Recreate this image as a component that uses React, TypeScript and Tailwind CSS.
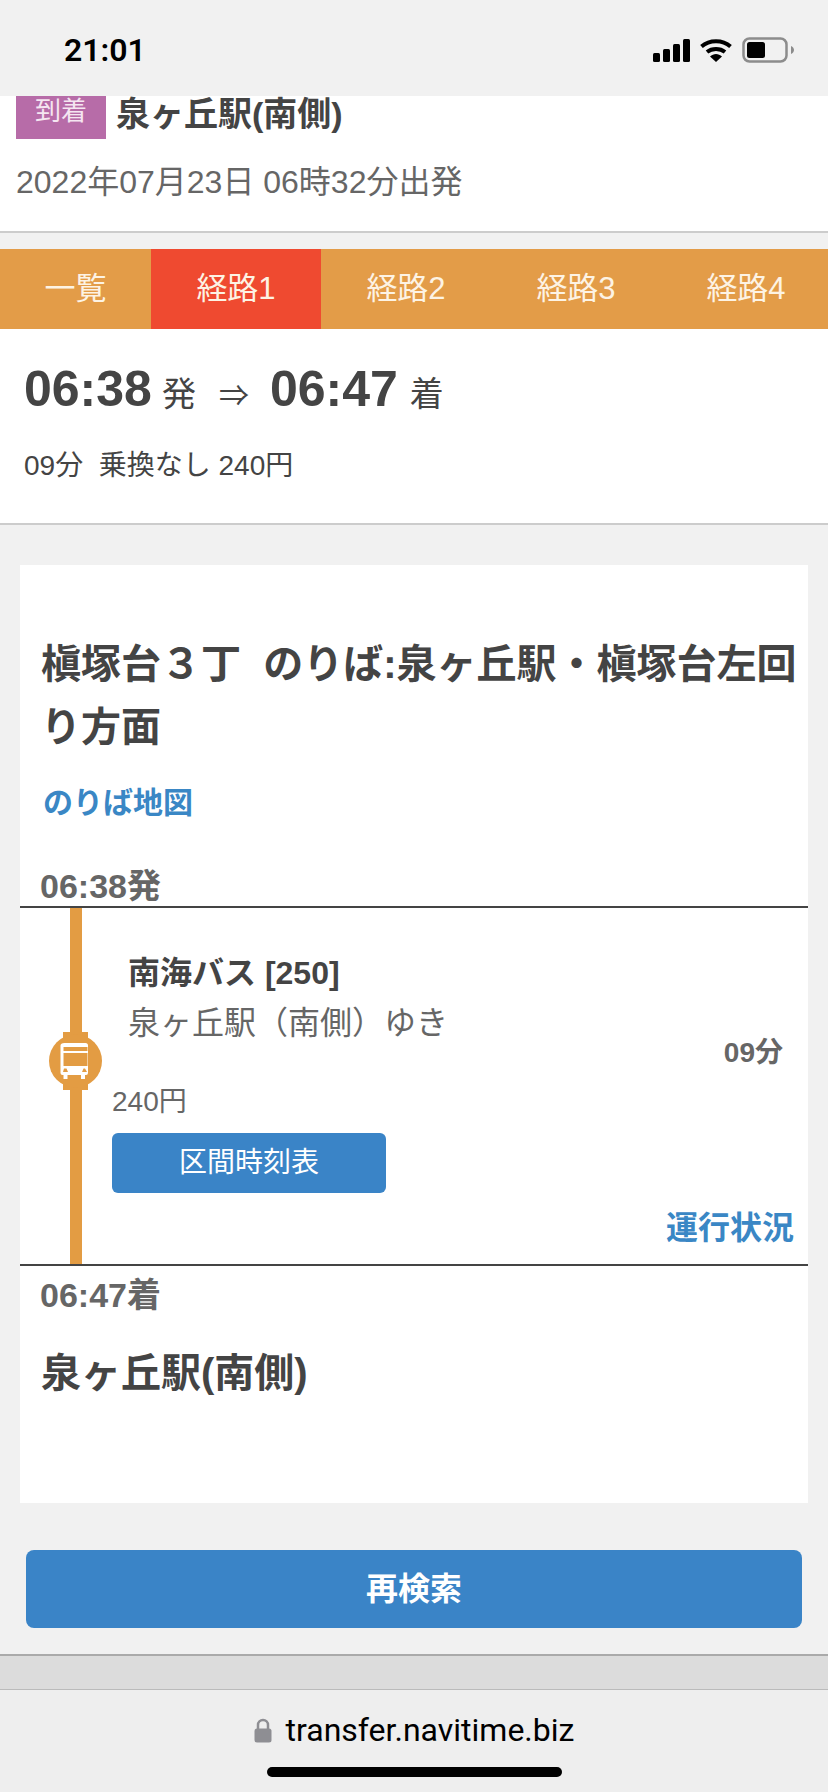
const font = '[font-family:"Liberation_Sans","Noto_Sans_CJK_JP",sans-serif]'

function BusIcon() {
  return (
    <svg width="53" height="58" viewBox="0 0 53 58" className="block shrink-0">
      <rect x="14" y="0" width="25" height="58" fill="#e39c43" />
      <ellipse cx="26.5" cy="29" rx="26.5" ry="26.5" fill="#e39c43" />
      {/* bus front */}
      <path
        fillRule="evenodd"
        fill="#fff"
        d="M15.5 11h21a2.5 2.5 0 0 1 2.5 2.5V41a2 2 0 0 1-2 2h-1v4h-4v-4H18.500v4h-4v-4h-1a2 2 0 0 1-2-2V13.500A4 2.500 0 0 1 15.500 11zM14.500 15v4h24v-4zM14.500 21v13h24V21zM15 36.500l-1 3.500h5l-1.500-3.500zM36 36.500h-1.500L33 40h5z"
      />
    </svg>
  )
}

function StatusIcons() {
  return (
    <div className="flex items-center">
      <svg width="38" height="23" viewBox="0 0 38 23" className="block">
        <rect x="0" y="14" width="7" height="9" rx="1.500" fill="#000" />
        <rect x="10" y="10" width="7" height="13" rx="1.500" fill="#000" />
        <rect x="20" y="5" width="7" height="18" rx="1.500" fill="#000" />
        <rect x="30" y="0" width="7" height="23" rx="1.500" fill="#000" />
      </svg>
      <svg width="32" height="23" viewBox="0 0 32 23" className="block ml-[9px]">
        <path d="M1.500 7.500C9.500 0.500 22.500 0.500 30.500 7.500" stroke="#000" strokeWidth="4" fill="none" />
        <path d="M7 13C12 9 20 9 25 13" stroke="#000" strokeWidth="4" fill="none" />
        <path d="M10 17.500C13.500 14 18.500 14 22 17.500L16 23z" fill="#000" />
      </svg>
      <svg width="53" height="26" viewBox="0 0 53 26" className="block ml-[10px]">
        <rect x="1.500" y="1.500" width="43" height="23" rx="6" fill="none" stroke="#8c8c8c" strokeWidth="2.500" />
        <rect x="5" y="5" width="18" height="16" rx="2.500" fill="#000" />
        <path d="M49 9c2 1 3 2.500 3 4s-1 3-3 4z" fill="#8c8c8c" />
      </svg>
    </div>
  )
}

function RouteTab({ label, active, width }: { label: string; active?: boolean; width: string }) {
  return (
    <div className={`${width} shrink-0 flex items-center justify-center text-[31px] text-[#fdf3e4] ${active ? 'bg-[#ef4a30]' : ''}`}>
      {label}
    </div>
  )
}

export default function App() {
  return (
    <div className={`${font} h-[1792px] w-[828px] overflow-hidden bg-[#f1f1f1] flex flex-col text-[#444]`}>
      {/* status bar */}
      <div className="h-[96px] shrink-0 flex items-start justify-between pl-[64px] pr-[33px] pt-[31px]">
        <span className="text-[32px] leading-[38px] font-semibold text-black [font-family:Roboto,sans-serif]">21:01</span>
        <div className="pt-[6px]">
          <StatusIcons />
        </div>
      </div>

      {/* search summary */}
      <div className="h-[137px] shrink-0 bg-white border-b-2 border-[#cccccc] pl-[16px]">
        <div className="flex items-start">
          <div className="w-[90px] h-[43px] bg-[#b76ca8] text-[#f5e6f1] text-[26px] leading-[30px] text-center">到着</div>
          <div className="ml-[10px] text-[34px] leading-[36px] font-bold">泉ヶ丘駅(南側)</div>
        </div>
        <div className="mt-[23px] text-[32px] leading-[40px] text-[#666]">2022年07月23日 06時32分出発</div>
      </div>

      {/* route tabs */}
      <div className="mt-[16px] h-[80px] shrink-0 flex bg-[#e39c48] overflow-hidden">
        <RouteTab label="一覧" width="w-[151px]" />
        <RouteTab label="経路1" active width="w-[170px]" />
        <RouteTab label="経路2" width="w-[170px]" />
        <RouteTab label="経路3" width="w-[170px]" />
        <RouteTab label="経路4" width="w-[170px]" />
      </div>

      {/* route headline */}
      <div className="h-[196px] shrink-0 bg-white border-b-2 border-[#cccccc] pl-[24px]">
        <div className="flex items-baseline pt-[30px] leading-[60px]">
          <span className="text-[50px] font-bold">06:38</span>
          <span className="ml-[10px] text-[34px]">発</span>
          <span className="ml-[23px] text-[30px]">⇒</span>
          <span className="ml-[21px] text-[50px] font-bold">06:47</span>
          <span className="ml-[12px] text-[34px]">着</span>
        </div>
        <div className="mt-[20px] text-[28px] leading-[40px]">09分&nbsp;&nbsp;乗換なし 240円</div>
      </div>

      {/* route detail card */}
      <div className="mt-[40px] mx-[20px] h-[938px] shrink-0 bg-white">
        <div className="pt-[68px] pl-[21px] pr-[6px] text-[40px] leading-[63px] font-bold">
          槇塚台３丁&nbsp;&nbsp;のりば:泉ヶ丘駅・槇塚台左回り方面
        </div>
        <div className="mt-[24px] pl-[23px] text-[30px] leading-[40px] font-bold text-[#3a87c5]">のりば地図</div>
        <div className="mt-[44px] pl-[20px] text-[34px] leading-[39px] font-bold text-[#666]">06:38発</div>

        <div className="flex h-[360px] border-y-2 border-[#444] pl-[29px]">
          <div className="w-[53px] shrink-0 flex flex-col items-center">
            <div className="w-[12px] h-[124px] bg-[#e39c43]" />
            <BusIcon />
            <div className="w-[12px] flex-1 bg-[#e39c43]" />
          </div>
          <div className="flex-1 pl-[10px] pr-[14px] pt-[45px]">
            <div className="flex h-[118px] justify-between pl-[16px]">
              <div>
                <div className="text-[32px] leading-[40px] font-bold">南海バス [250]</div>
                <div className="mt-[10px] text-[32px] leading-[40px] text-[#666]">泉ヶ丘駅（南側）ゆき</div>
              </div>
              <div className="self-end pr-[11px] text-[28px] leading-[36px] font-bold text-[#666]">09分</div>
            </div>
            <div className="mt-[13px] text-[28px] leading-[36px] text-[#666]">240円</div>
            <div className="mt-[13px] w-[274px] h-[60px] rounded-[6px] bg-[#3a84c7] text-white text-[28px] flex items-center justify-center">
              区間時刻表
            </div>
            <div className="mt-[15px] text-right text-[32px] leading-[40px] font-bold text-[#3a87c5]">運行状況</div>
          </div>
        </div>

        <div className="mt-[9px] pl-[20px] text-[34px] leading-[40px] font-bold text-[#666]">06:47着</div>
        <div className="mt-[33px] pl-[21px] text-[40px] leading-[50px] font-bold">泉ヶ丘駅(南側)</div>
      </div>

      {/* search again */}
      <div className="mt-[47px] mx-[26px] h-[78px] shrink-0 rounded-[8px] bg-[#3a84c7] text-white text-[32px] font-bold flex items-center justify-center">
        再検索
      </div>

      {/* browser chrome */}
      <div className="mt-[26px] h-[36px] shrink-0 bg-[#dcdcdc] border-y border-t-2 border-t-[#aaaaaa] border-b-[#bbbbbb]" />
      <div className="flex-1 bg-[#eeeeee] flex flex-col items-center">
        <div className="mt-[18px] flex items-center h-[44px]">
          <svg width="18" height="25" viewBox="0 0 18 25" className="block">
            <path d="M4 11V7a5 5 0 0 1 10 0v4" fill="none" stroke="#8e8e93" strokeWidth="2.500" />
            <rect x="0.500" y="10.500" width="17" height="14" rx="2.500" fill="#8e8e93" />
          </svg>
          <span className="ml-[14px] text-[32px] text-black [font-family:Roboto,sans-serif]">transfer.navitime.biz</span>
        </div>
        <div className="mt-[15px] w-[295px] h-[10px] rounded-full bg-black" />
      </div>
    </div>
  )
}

┄┄┄┄┄┄┄┄┄┄┄┄┄┄┄┄┄┄┄┄

Write out the material above once more, exactly as it reads, with no pictures.

#### EXERCISE RESULT:
Recreate this image as a component that uses React, TypeScript and Tailwind CSS.
const font = '[font-family:"Liberation_Sans","Noto_Sans_CJK_JP",sans-serif]'

function BusIcon() {
  return (
    <svg width="53" height="58" viewBox="0 0 53 58" className="block shrink-0">
      <rect x="14" y="0" width="25" height="58" fill="#e39c43" />
      <ellipse cx="26.5" cy="29" rx="26.5" ry="26.5" fill="#e39c43" />
      {/* bus front */}
      <path
        fillRule="evenodd"
        fill="#fff"
        d="M15.5 11h21a2.5 2.5 0 0 1 2.5 2.5V41a2 2 0 0 1-2 2h-1v4h-4v-4H18.500v4h-4v-4h-1a2 2 0 0 1-2-2V13.500A4 2.500 0 0 1 15.500 11zM14.500 15v4h24v-4zM14.500 21v13h24V21zM15 36.500l-1 3.500h5l-1.500-3.500zM36 36.500h-1.500L33 40h5z"
      />
    </svg>
  )
}

function StatusIcons() {
  return (
    <div className="flex items-center">
      <svg width="38" height="23" viewBox="0 0 38 23" className="block">
        <rect x="0" y="14" width="7" height="9" rx="1.500" fill="#000" />
        <rect x="10" y="10" width="7" height="13" rx="1.500" fill="#000" />
        <rect x="20" y="5" width="7" height="18" rx="1.500" fill="#000" />
        <rect x="30" y="0" width="7" height="23" rx="1.500" fill="#000" />
      </svg>
      <svg width="32" height="23" viewBox="0 0 32 23" className="block ml-[9px]">
        <path d="M1.500 7.500C9.500 0.500 22.500 0.500 30.500 7.500" stroke="#000" strokeWidth="4" fill="none" />
        <path d="M7 13C12 9 20 9 25 13" stroke="#000" strokeWidth="4" fill="none" />
        <path d="M10 17.500C13.500 14 18.500 14 22 17.500L16 23z" fill="#000" />
      </svg>
      <svg width="53" height="26" viewBox="0 0 53 26" className="block ml-[10px]">
        <rect x="1.500" y="1.500" width="43" height="23" rx="6" fill="none" stroke="#8c8c8c" strokeWidth="2.500" />
        <rect x="5" y="5" width="18" height="16" rx="2.500" fill="#000" />
        <path d="M49 9c2 1 3 2.500 3 4s-1 3-3 4z" fill="#8c8c8c" />
      </svg>
    </div>
  )
}

function RouteTab({ label, active, width }: { label: string; active?: boolean; width: string }) {
  return (
    <div className={`${width} shrink-0 flex items-center justify-center text-[31px] text-[#fdf3e4] ${active ? 'bg-[#ef4a30]' : ''}`}>
      {label}
    </div>
  )
}

export default function App() {
  return (
    <div className={`${font} h-[1792px] w-[828px] overflow-hidden bg-[#f1f1f1] flex flex-col text-[#444]`}>
      {/* status bar */}
      <div className="h-[96px] shrink-0 flex items-start justify-between pl-[64px] pr-[33px] pt-[31px]">
        <span className="text-[32px] leading-[38px] font-semibold text-black [font-family:Roboto,sans-serif]">21:01</span>
        <div className="pt-[6px]">
          <StatusIcons />
        </div>
      </div>

      {/* search summary */}
      <div className="h-[137px] shrink-0 bg-white border-b-2 border-[#cccccc] pl-[16px]">
        <div className="flex items-start">
          <div className="w-[90px] h-[43px] bg-[#b76ca8] text-[#f5e6f1] text-[26px] leading-[30px] text-center">到着</div>
          <div className="ml-[10px] text-[34px] leading-[36px] font-bold">泉ヶ丘駅(南側)</div>
        </div>
        <div className="mt-[23px] text-[32px] leading-[40px] text-[#666]">2022年07月23日 06時32分出発</div>
      </div>

      {/* route tabs */}
      <div className="mt-[16px] h-[80px] shrink-0 flex bg-[#e39c48] overflow-hidden">
        <RouteTab label="一覧" width="w-[151px]" />
        <RouteTab label="経路1" active width="w-[170px]" />
        <RouteTab label="経路2" width="w-[170px]" />
        <RouteTab label="経路3" width="w-[170px]" />
        <RouteTab label="経路4" width="w-[170px]" />
      </div>

      {/* route headline */}
      <div className="h-[196px] shrink-0 bg-white border-b-2 border-[#cccccc] pl-[24px]">
        <div className="flex items-baseline pt-[30px] leading-[60px]">
          <span className="text-[50px] font-bold">06:38</span>
          <span className="ml-[10px] text-[34px]">発</span>
          <span className="ml-[23px] text-[30px]">⇒</span>
          <span className="ml-[21px] text-[50px] font-bold">06:47</span>
          <span className="ml-[12px] text-[34px]">着</span>
        </div>
        <div className="mt-[20px] text-[28px] leading-[40px]">09分&nbsp;&nbsp;乗換なし 240円</div>
      </div>

      {/* route detail card */}
      <div className="mt-[40px] mx-[20px] h-[938px] shrink-0 bg-white">
        <div className="pt-[68px] pl-[21px] pr-[6px] text-[40px] leading-[63px] font-bold">
          槇塚台３丁&nbsp;&nbsp;のりば:泉ヶ丘駅・槇塚台左回り方面
        </div>
        <div className="mt-[24px] pl-[23px] text-[30px] leading-[40px] font-bold text-[#3a87c5]">のりば地図</div>
        <div className="mt-[44px] pl-[20px] text-[34px] leading-[39px] font-bold text-[#666]">06:38発</div>

        <div className="flex h-[360px] border-y-2 border-[#444] pl-[29px]">
          <div className="w-[53px] shrink-0 flex flex-col items-center">
            <div className="w-[12px] h-[124px] bg-[#e39c43]" />
            <BusIcon />
            <div className="w-[12px] flex-1 bg-[#e39c43]" />
          </div>
          <div className="flex-1 pl-[10px] pr-[14px] pt-[45px]">
            <div className="flex h-[118px] justify-between pl-[16px]">
              <div>
                <div className="text-[32px] leading-[40px] font-bold">南海バス [250]</div>
                <div className="mt-[10px] text-[32px] leading-[40px] text-[#666]">泉ヶ丘駅（南側）ゆき</div>
              </div>
              <div className="self-end pr-[11px] text-[28px] leading-[36px] font-bold text-[#666]">09分</div>
            </div>
            <div className="mt-[13px] text-[28px] leading-[36px] text-[#666]">240円</div>
            <div className="mt-[13px] w-[274px] h-[60px] rounded-[6px] bg-[#3a84c7] text-white text-[28px] flex items-center justify-center">
              区間時刻表
            </div>
            <div className="mt-[15px] text-right text-[32px] leading-[40px] font-bold text-[#3a87c5]">運行状況</div>
          </div>
        </div>

        <div className="mt-[9px] pl-[20px] text-[34px] leading-[40px] font-bold text-[#666]">06:47着</div>
        <div className="mt-[33px] pl-[21px] text-[40px] leading-[50px] font-bold">泉ヶ丘駅(南側)</div>
      </div>

      {/* search again */}
      <div className="mt-[47px] mx-[26px] h-[78px] shrink-0 rounded-[8px] bg-[#3a84c7] text-white text-[32px] font-bold flex items-center justify-center">
        再検索
      </div>

      {/* browser chrome */}
      <div className="mt-[26px] h-[36px] shrink-0 bg-[#dcdcdc] border-y border-t-2 border-t-[#aaaaaa] border-b-[#bbbbbb]" />
      <div className="flex-1 bg-[#eeeeee] flex flex-col items-center">
        <div className="mt-[18px] flex items-center h-[44px]">
          <svg width="18" height="25" viewBox="0 0 18 25" className="block">
            <path d="M4 11V7a5 5 0 0 1 10 0v4" fill="none" stroke="#8e8e93" strokeWidth="2.500" />
            <rect x="0.500" y="10.500" width="17" height="14" rx="2.500" fill="#8e8e93" />
          </svg>
          <span className="ml-[14px] text-[32px] text-black [font-family:Roboto,sans-serif]">transfer.navitime.biz</span>
        </div>
        <div className="mt-[15px] w-[295px] h-[10px] rounded-full bg-black" />
      </div>
    </div>
  )
}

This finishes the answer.